Building the documentation

Building the documentation requires that you have toxml installed. Also, one needs to set the XML_CATALOG_FILES environment variable.

export XML_CATALOG_FILES=/usr/local/etc/xml/catalog
ant docs

or

export XML_CATALOG_FILES=/usr/local/etc/xml/catalog
./gradlew docs

Other important Gradle commands

  • ./gradlew wrapper to generate gradle wrapper (to ensure you are using the correct, compatible version of gradle)

  • ./gradlew tasks to list all top-level gradle tasks or run ./gradlew tasks --all to show all tasks and subtasks

  • ./gradlew compileJava to compile the main Java source

  • ./gradlew test --debug-jvm to run remote debug on port 5005

  • ./gradlew test --tests TestSqoopOptions, ./gradlew thirdPartyTest --tests TestS3* to run one or more tests matching a pattern (use with test or thirdPartyTest)

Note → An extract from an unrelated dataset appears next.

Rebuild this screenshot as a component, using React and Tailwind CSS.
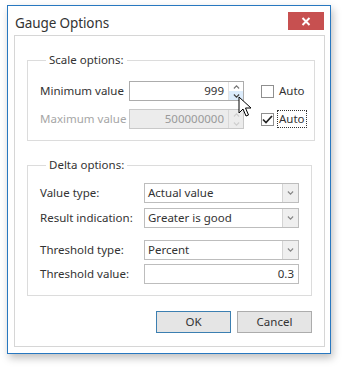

  • ./gradlew build --refresh-dependencies to refresh dependencies for a build

  • ./gradle build -x test for skipping a single test or a set of tests

  • ./gradlew dependencyInsight --configuration optionalConfiguration --dependency searchedForDependency to get a dependency tree

  • ./gradlew dependencies to get the list of the dependencies of the selected project, broken down by configuration

Setting up Travis CI

You can now set up a Travis CI job for your own Sqoop fork so you can easily test your patches before uploading them for review. The steps for setting up the CI job are the following:

  • Go to https://github.com/apache/sqoop and fork the project if it is not already forked for your GitHub account.

  • Go to https://travis-ci.com and Sign up with GitHub.

  • Accept the Authorization of Travis CI. You’ll be redirected to GitHub.

  • Click the green Activate button, and select the Sqoop repository.

The Travis CI job uses Gradle to build and test the project and it is able to execute all of the tests except the ones requiring an Oracle EE database.